As they transport a giant spider across Appalachia, somthing goes awry and Bureau of Paranormal Research and Defence agent/partial demon man "Hellboy" (Jack Kesy) and first-time-in-the-field reasearcher Bobbie Jo Song (Adeline Rudolph) find themselves stuck in the sticks. First looking for the spider and a phone, they soon realise that something dark lurks in these woods, and it is very much their job to fix it. Alongside a pleasant enough country boy here to meet his parents (Jefferson White), they find themselves drawn into the legend the locals call "The Crooked Man"...

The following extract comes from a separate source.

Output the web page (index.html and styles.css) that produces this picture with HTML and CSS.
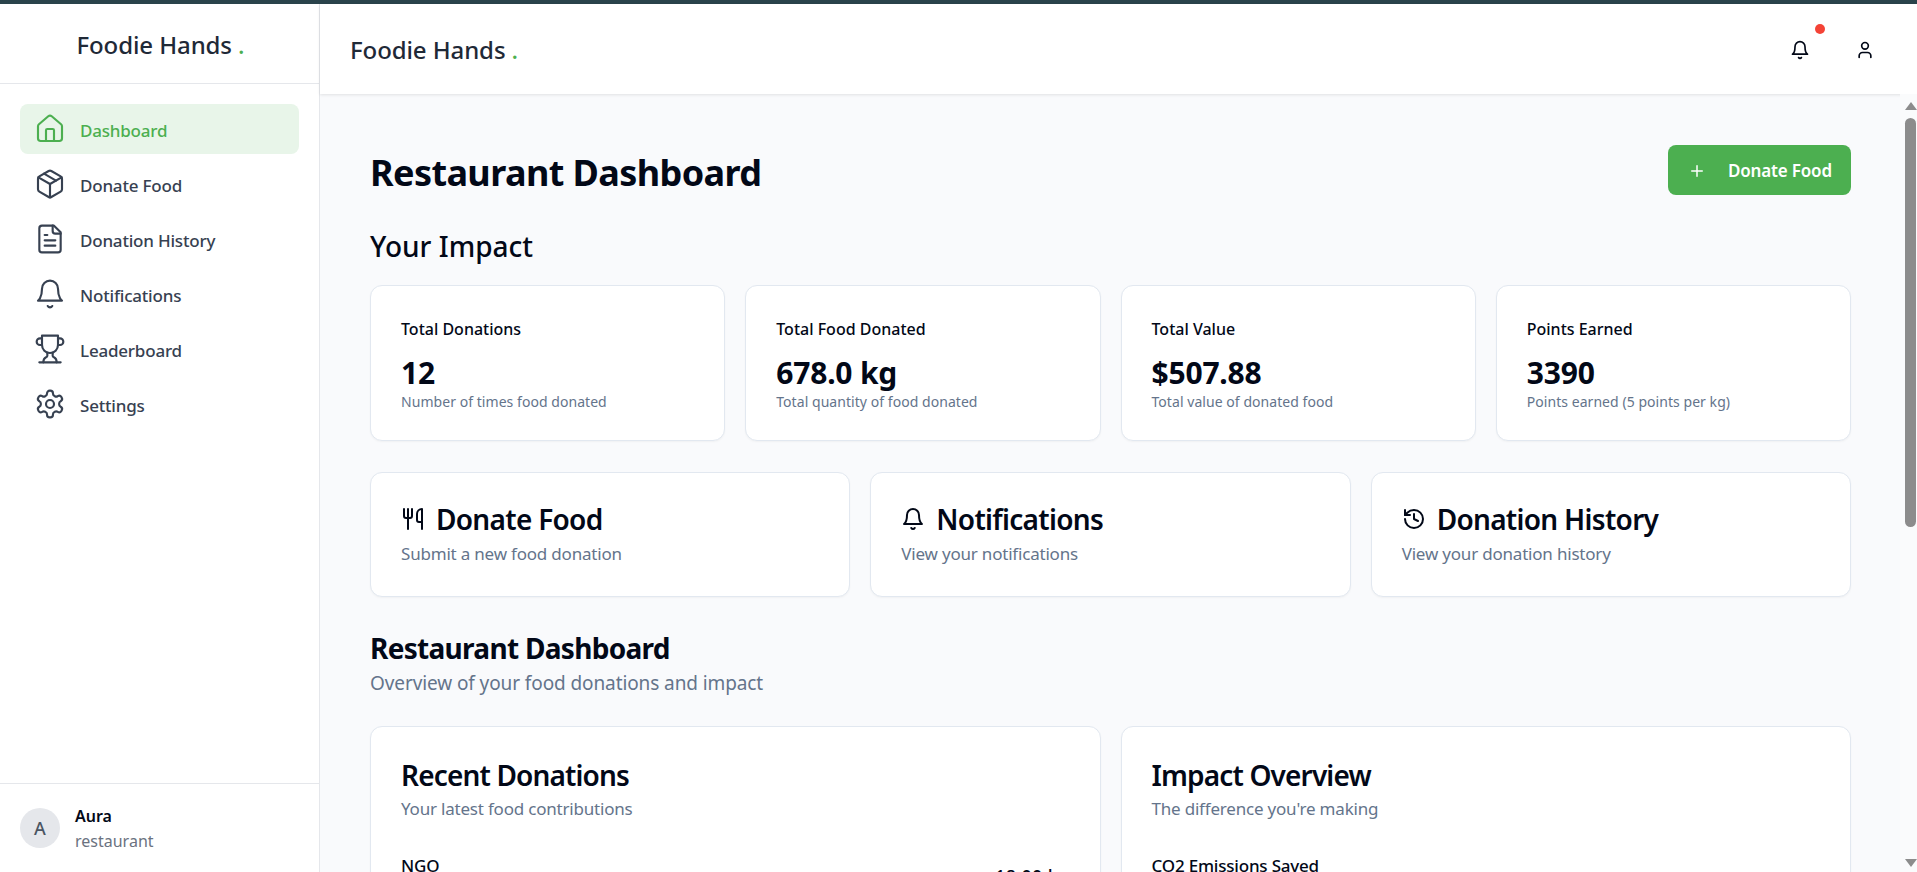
FILE: index.html
```html
<!DOCTYPE html>
<html lang="en">
<head>
    <meta charset="utf-8"/>
    <title>Foodie Hands</title>
    <link rel="stylesheet" href="styles.css">
</head>
<body>
<svg class="iconDefs" aria-hidden="true">
    <defs>
        <symbol id="i-home" viewBox="0 0 24 24"><path d="M15 21v-8a1 1 0 0 0-1-1h-4a1 1 0 0 0-1 1v8"/><path d="M3 10a2 2 0 0 1 .709-1.528l7-6a2 2 0 0 1 2.582 0l7 6A2 2 0 0 1 21 10v9a2 2 0 0 1-2 2H5a2 2 0 0 1-2-2z"/></symbol>
        <symbol id="i-package" viewBox="0 0 24 24"><path d="m7.5 4.27 9 5.15"/><path d="M21 8a2 2 0 0 0-1-1.73l-7-4a2 2 0 0 0-2 0l-7 4A2 2 0 0 0 3 8v8a2 2 0 0 0 1 1.73l7 4a2 2 0 0 0 2 0l7-4A2 2 0 0 0 21 16Z"/><path d="m3.3 7 8.7 5 8.7-5"/><path d="M12 22V12"/></symbol>
        <symbol id="i-file" viewBox="0 0 24 24"><path d="M15 2H6a2 2 0 0 0-2 2v16a2 2 0 0 0 2 2h12a2 2 0 0 0 2-2V7Z"/><path d="M14 2v4a2 2 0 0 0 2 2h4"/><path d="M10 9H8"/><path d="M16 13H8"/><path d="M16 17H8"/></symbol>
        <symbol id="i-bell" viewBox="0 0 24 24"><path d="M6 8a6 6 0 0 1 12 0c0 7 3 9 3 9H3s3-2 3-9"/><path d="M10.3 21a1.94 1.94 0 0 0 3.4 0"/></symbol>
        <symbol id="i-trophy" viewBox="0 0 24 24"><path d="M6 9H4.5a2.5 2.5 0 0 1 0-5H6"/><path d="M18 9h1.5a2.5 2.5 0 0 0 0-5H18"/><path d="M4 22h16"/><path d="M10 14.66V17c0 .55-.47.98-.97 1.21C7.85 18.75 7 20.24 7 22"/><path d="M14 14.66V17c0 .55.47.98.97 1.21C16.15 18.75 17 20.24 17 22"/><path d="M18 2H6v7a6 6 0 0 0 12 0V2Z"/></symbol>
        <symbol id="i-settings" viewBox="0 0 24 24"><path d="M12.22 2h-.44a2 2 0 0 0-2 2v.18a2 2 0 0 1-1 1.73l-.43.25a2 2 0 0 1-2 0l-.15-.08a2 2 0 0 0-2.73.73l-.22.38a2 2 0 0 0 .73 2.73l.15.1a2 2 0 0 1 1 1.72v.51a2 2 0 0 1-1 1.74l-.15.09a2 2 0 0 0-.73 2.73l.22.38a2 2 0 0 0 2.73.73l.15-.08a2 2 0 0 1 2 0l.43.25a2 2 0 0 1 1 1.73V20a2 2 0 0 0 2 2h.44a2 2 0 0 0 2-2v-.18a2 2 0 0 1 1-1.73l.43-.25a2 2 0 0 1 2 0l.15.08a2 2 0 0 0 2.73-.73l.22-.39a2 2 0 0 0-.73-2.73l-.15-.08a2 2 0 0 1-1-1.74v-.5a2 2 0 0 1 1-1.74l.15-.09a2 2 0 0 0 .73-2.73l-.22-.38a2 2 0 0 0-2.73-.73l-.15.08a2 2 0 0 1-2 0l-.43-.25a2 2 0 0 1-1-1.73V4a2 2 0 0 0-2-2z"/><circle cx="12" cy="12" r="3"/></symbol>
        <symbol id="i-utensils" viewBox="0 0 24 24"><path d="M3 2v7c0 1.1.9 2 2 2h4a2 2 0 0 0 2-2V2"/><path d="M7 2v20"/><path d="M21 15V2a5 5 0 0 0-5 5v6c0 1.1.9 2 2 2h3Zm0 0v7"/></symbol>
        <symbol id="i-history" viewBox="0 0 24 24"><path d="M3 12a9 9 0 1 0 9-9 9.75 9.75 0 0 0-6.74 2.74L3 8"/><path d="M3 3v5h5"/><path d="M12 7v5l4 2"/></symbol>
        <symbol id="i-user" viewBox="0 0 24 24"><path d="M19 21v-2a4 4 0 0 0-4-4H9a4 4 0 0 0-4 4v2"/><circle cx="12" cy="7" r="4"/></symbol>
        <symbol id="i-plus" viewBox="0 0 24 24"><path d="M5 12h14"/><path d="M12 5v14"/></symbol>
    </defs>
</svg>

<div class="topStrip"></div>
<div class="app">
    <aside class="sidebar">
        <div class="brandBox"><span class="brand">Foodie Hands <span class="brandDot">.</span></span></div>
        <nav class="nav">
            <a class="navItem active"><svg class="navIcon"><use href="#i-home"/></svg><span class="navText">Dashboard</span></a>
            <a class="navItem"><svg class="navIcon"><use href="#i-package"/></svg><span class="navText">Donate Food</span></a>
            <a class="navItem"><svg class="navIcon"><use href="#i-file"/></svg><span class="navText">Donation History</span></a>
            <a class="navItem"><svg class="navIcon"><use href="#i-bell"/></svg><span class="navText">Notifications</span></a>
            <a class="navItem"><svg class="navIcon"><use href="#i-trophy"/></svg><span class="navText">Leaderboard</span></a>
            <a class="navItem"><svg class="navIcon"><use href="#i-settings"/></svg><span class="navText">Settings</span></a>
        </nav>
        <div class="userBox">
            <div class="avatar">A</div>
            <div>
                <div class="userName">Aura</div>
                <div class="userRole">restaurant</div>
            </div>
        </div>
    </aside>

    <div class="mainCol">
        <header class="topbar">
            <span class="brand">Foodie Hands <span class="brandDot">.</span></span>
            <div class="topIcons">
                <button class="iconBtn"><svg class="topIcon"><use href="#i-bell"/></svg><span class="redDot"></span></button>
                <button class="iconBtn"><svg class="topIcon"><use href="#i-user"/></svg></button>
            </div>
        </header>

        <main class="content">
            <div class="pageHead">
                <h1>Restaurant Dashboard</h1>
                <a class="donateBtn"><svg class="plusIcon"><use href="#i-plus"/></svg>Donate Food</a>
            </div>

            <h2 class="impactTitle">Your Impact</h2>
            <div class="statGrid">
                <div class="card statCard">
                    <div class="statLabel">Total Donations</div>
                    <div class="statValue">12</div>
                    <div class="statNote">Number of times food donated</div>
                </div>
                <div class="card statCard">
                    <div class="statLabel">Total Food Donated</div>
                    <div class="statValue">678.0 kg</div>
                    <div class="statNote">Total quantity of food donated</div>
                </div>
                <div class="card statCard">
                    <div class="statLabel">Total Value</div>
                    <div class="statValue">$507.88</div>
                    <div class="statNote">Total value of donated food</div>
                </div>
                <div class="card statCard">
                    <div class="statLabel">Points Earned</div>
                    <div class="statValue">3390</div>
                    <div class="statNote">Points earned (5 points per kg)</div>
                </div>
            </div>

            <div class="quickGrid">
                <div class="card quickCard">
                    <h3 class="quickTitle"><svg class="quickIcon"><use href="#i-utensils"/></svg>Donate Food</h3>
                    <p class="quickNote">Submit a new food donation</p>
                </div>
                <div class="card quickCard">
                    <h3 class="quickTitle"><svg class="quickIcon"><use href="#i-bell"/></svg>Notifications</h3>
                    <p class="quickNote">View your notifications</p>
                </div>
                <div class="card quickCard">
                    <h3 class="quickTitle"><svg class="quickIcon"><use href="#i-history"/></svg>Donation History</h3>
                    <p class="quickNote">View your donation history</p>
                </div>
            </div>

            <h2 class="sectionTitle">Restaurant Dashboard</h2>
            <p class="sectionNote">Overview of your food donations and impact</p>

            <div class="panelGrid">
                <div class="card panel">
                    <h3 class="panelTitle">Recent Donations</h3>
                    <p class="panelNote">Your latest food contributions</p>
                    <div class="donationRow">
                        <span class="rowName">NGO</span>
                        <span class="rowAmount">18.00 kg</span>
                    </div>
                </div>
                <div class="card panel">
                    <h3 class="panelTitle">Impact Overview</h3>
                    <p class="panelNote">The difference you're making</p>
                    <div class="donationRow">
                        <span class="rowName">CO2 Emissions Saved</span>
                    </div>
                </div>
            </div>
        </main>

        <div class="fakeScroll">
            <span class="arrowUp"></span>
            <span class="thumb"></span>
            <span class="arrowDown"></span>
        </div>
    </div>
</div>
</body>
</html>
```

FILE: styles.css
```css
*{
    box-sizing: border-box;
}
html, body{
    height: 100%;
    margin: 0;
    overflow: hidden;
}
body{
    font-family: "Noto Sans", "Open Sans", sans-serif;
    color: #020817;
    background: #fff;
    display: flex;
    flex-direction: column;
}
h1, h2, h3, p{
    margin: 0;
}
svg{
    fill: none;
    stroke: currentColor;
    stroke-width: 2;
    stroke-linecap: round;
    stroke-linejoin: round;
    flex-shrink: 0;
}
.iconDefs{
    display: none;
}
.topStrip{
    height: 4px;
    background: #2a434b;
    flex-shrink: 0;
}
.app{
    flex: 1;
    display: flex;
    min-height: 0;
}

/* sidebar */
.sidebar{
    width: 320px;
    flex-shrink: 0;
    border-right: 1px solid #e5e7eb;
    display: flex;
    flex-direction: column;
    background: #fff;
}
.brandBox{
    height: 80px;
    border-bottom: 1px solid #e5e7eb;
    display: flex;
    align-items: center;
    justify-content: center;
    padding: 2px 0 0 2px;
}
.brand{
    font-size: 24px;
    font-weight: 500;
    color: #1f2937;
    letter-spacing: -0.1px;
    white-space: nowrap;
}
.brandDot{
    color: #4caf50;
}
.nav{
    flex: 1;
    padding: 20px;
    display: flex;
    flex-direction: column;
    gap: 5px;
}
.navItem{
    height: 50px;
    display: flex;
    align-items: center;
    gap: 14px;
    padding: 0 14px;
    border-radius: 8px;
    font-size: 17px;
    font-weight: 500;
    letter-spacing: -0.2px;
    color: #374151;
}
.navItem.active{
    background: #e8f5e9;
    color: #4caf50;
}
.navIcon{
    width: 32px;
    height: 32px;
    stroke-width: 1.6;
}
.navText{
    padding-top: 2px;
}
.userBox{
    height: 89px;
    border-top: 1px solid #e5e7eb;
    padding: 0 20px;
    display: flex;
    align-items: center;
    gap: 15px;
}
.avatar{
    width: 40px;
    height: 40px;
    border-radius: 50%;
    background: #e5e7eb;
    color: #4b5563;
    font-size: 18px;
    font-weight: 500;
    display: flex;
    align-items: center;
    justify-content: center;
}
.userName{
    font-size: 16px;
    font-weight: 600;
    line-height: 24px;
}
.userRole{
    font-size: 16px;
    line-height: 24px;
    padding-top: 1px;
    color: #6b7280;
}

/* main column */
.mainCol{
    flex: 1;
    min-width: 0;
    display: flex;
    flex-direction: column;
    position: relative;
    background: #f9fafc;
}
.topbar{
    height: 90px;
    flex-shrink: 0;
    background: #fff;
    padding: 1px 32px 0 30px;
    display: flex;
    align-items: center;
    justify-content: space-between;
    box-shadow: 0 1px 3px rgba(0,0,0,0.1);
    z-index: 1;
}
.topIcons{
    display: flex;
    gap: 25px;
}
.iconBtn{
    width: 40px;
    height: 40px;
    border: none;
    background: none;
    padding: 0;
    color: #020817;
    position: relative;
    display: flex;
    align-items: center;
    justify-content: center;
}
.topIcon{
    width: 20px;
    height: 20px;
}
.redDot{
    position: absolute;
    top: -6px;
    right: -5px;
    width: 10px;
    height: 10px;
    border-radius: 50%;
    background: #f44336;
}
.content{
    flex: 1;
    min-height: 0;
    overflow: hidden;
    padding: 51px 66px 0 50px;
}
.pageHead{
    display: flex;
    align-items: center;
    justify-content: space-between;
    height: 50px;
}
h1{
    font-size: 36px;
    font-weight: 700;
    letter-spacing: -0.6px;
    padding-top: 4px;
}
.donateBtn{
    width: 183px;
    height: 50px;
    background: #4caf50;
    color: #fff;
    border-radius: 8px;
    display: flex;
    align-items: center;
    padding: 1px 0 0 20px;
    gap: 22px;
    font-size: 17px;
    font-weight: 600;
    letter-spacing: -0.17px;
}
.plusIcon{
    width: 18px;
    height: 18px;
}
.impactTitle{
    font-size: 28px;
    font-weight: 500;
    line-height: 40px;
    margin-top: 31px;
    margin-bottom: 19px;
}
.card{
    background: #fff;
    border: 1px solid #e2e8f0;
    border-radius: 12px;
    box-shadow: 0 1px 2px rgba(0,0,0,0.04);
}
.statGrid{
    display: grid;
    grid-template-columns: repeat(4, 1fr);
    gap: 20px;
}
.statCard{
    height: 156px;
    padding: 31px 30px 0;
}
.statLabel{
    font-size: 16px;
    font-weight: 500;
    line-height: 24px;
}
.statValue{
    font-size: 30px;
    font-weight: 700;
    letter-spacing: -0.2px;
    line-height: 36px;
    margin-top: 14px;
}
.statNote{
    font-size: 14px;
    letter-spacing: 0.05px;
    line-height: 20px;
    margin-top: 1px;
    color: #64748b;
}
.quickGrid{
    display: grid;
    grid-template-columns: repeat(3, 1fr);
    gap: 20px;
    margin-top: 31px;
}
.quickCard{
    height: 125px;
    padding: 28px 30px 0;
}
.quickTitle{
    display: flex;
    align-items: center;
    gap: 11px;
    font-size: 28px;
    font-weight: 600;
    letter-spacing: -0.7px;
    line-height: 36px;
}
.quickIcon{
    width: 24px;
    height: 24px;
}
.quickNote{
    font-size: 17px;
    letter-spacing: -0.2px;
    line-height: 24px;
    color: #64748b;
    margin-top: 5px;
}
.sectionTitle{
    font-size: 28px;
    font-weight: 700;
    letter-spacing: -0.7px;
    line-height: 36px;
    margin-top: 33px;
}
.sectionNote{
    font-size: 19px;
    letter-spacing: -0.1px;
    line-height: 28px;
    color: #64748b;
    margin-top: 3px;
}
.panelGrid{
    display: grid;
    grid-template-columns: repeat(2, 1fr);
    gap: 20px;
    margin-top: 29px;
}
.panel{
    height: 300px;
    padding: 30px;
}
.panelTitle{
    font-size: 28px;
    font-weight: 600;
    letter-spacing: -0.85px;
    line-height: 36px;
}
.panelNote{
    font-size: 17px;
    letter-spacing: -0.2px;
    line-height: 24px;
    color: #64748b;
    margin-top: 4px;
}
.donationRow{
    display: flex;
    justify-content: space-between;
    margin-top: 33px;
}
.rowName{
    font-size: 17px;
    font-weight: 500;
    letter-spacing: -0.2px;
}
.rowAmount{
    font-size: 18px;
    font-weight: 500;
    letter-spacing: 0.3px;
    margin-top: 10px;
}

/* window scrollbar, drawn over the page edge */
.fakeScroll{
    position: absolute;
    top: 90px;
    right: 0;
    bottom: 0;
    width: 17px;
    padding-left: 4px;
    background: #fafbfc;
    display: flex;
    flex-direction: column;
    align-items: center;
    z-index: 2;
}
.arrowUp, .arrowDown{
    width: 0;
    height: 0;
    border-left: 6px solid transparent;
    border-right: 6px solid transparent;
}
.arrowUp{
    border-bottom: 8px solid #8c8c8c;
    margin-top: 8px;
}
.thumb{
    width: 11px;
    height: 409px;
    border-radius: 6px;
    background: #8c8c8c;
    margin-top: 8px;
}
.arrowDown{
    border-top: 8px solid #8c8c8c;
    margin-top: auto;
    margin-bottom: 5px;
}
```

After the festering pile of executive tomfoolery in the shape of a film "Hellboy" (2019) and continued sagas of screwing over Guillermo Del Toro, this one comes as a bit of a surprise. Nobody was begging for one, there was not an ounce of build up, and it dropped the same weekend as "Megalopolis" (excited to watch that fucking trainwreck! Stay tuned!).
It's actually alright.
From one of the directors of "Crank", it is a mish mash of tones and genres, but just about sticks the landing. It is at its best when it is about the American folklore, the strange backwater superstitions and the "odd folk in the woods", left behind in the post-War countryside and fending for themselves with witchcraft and bargains. The build up is rushed and over-tightened, and the atmosphere doesn't quite get the air it needs to breathe and be as scary as it wants; but there are some spooky images (I appreciate the pitch black backdrops, and a juddering, jarring nightmare edit of a serpent on a lady) and some old-school horror played straight. The main villain isn't as spooky as I wanted him to be, but when the movie starts to breathe and take off, and be about a blue-collar guy and his bookish sidekick helping a regular-Joe fight zombies; it's fun! Kesy is fine as Hellboy, and I wish there was more Adeline Rudolph, and honestly it's kind of an interesting and refreshing take having the hero/lead character be Jefferson White's Tom Ferrell. It all adds a pleasant peasant-eye view to proceedings. I like the campier B-movie silliness as they use blessed shovels to fight demons, but when it tries to tie into "lore" and "history" of our titular hero, whom we are seemingly expected to simply know, it doesn't feel as earned as it could be, though I like the editing of the parallel traumas between Song and Hellboy.
This one I can see becoming a cult classic. It just about sticks the landing with its juggling of genres, and uses its lower budget well. Nothing too egregious sticks out in terms of mess (despite the MOUNTAIN of producers attached) and it is a solid rental.